Si pour actif volatil comme Bitcoin il est possible de voir des baisses importantes de cours sans conséquence sur son fonctionnement, la promesse fondamentale d’un stablecoin est justement de maintenir la parité. La confiance a donc été perdue pour tous les investisseurs, qui se sont empressés de se débarrasser au plus vite de tous leurs UST.

Les gestionnaires de Terra ont évidemment essayé par tous les moyens de maintenir la parité, d’abord en utilisant l’actif LUNA, puis avec les réserves en Bitcoin.

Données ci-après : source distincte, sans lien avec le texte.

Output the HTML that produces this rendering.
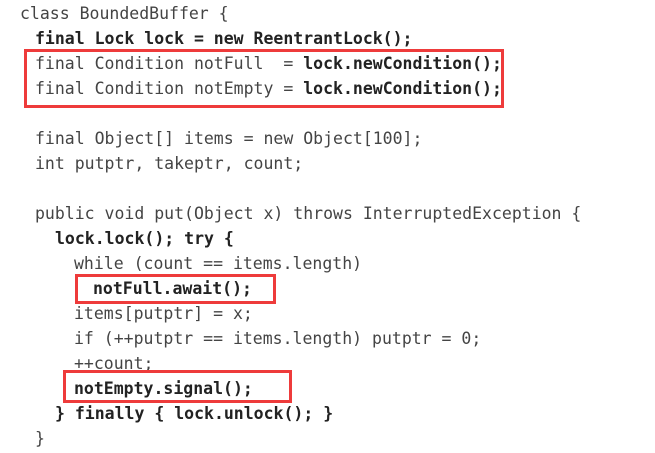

Rien n’y a fait, et l’ensemble de la valorisation du projet, soit 40 milliards de dollars, est partie en fumée en 48 heures, causant des conséquences sur l’ensemble du marché des cryptoactifs.

Que retenir de cette débâcle ? Tout d’abord, il est utile de signaler que la disparition d’un projet qui se révèle extrêmement fragile sous la pression est finalement une bonne chose, qui permet d’assainir le marché sur le long terme.

Ensuite, il faut garder à l’esprit que jusqu’à aujourd’hui, aucun stablecoin algorithmique n’a réussi à s’imposer sur le marché. Terra était clairement le projet qui semblait avoir réussi là où toutes les autres tentatives avaient échoué, et il est probable que son échec souligne à quel point la confiance dans ce modèle de fonctionnement est durablement entamée.

Le marché des cryptoactifs est encore jeune et des erreurs relativement importantes ont encore fréquemment lieu, là où les marchés traditionnels ont pu apporter des solutions, notamment au niveau de la régulation. Mais les leçons du passé sont la plupart du temps retenues, et permettent d’envisager l’avenir avec plus de sérénité.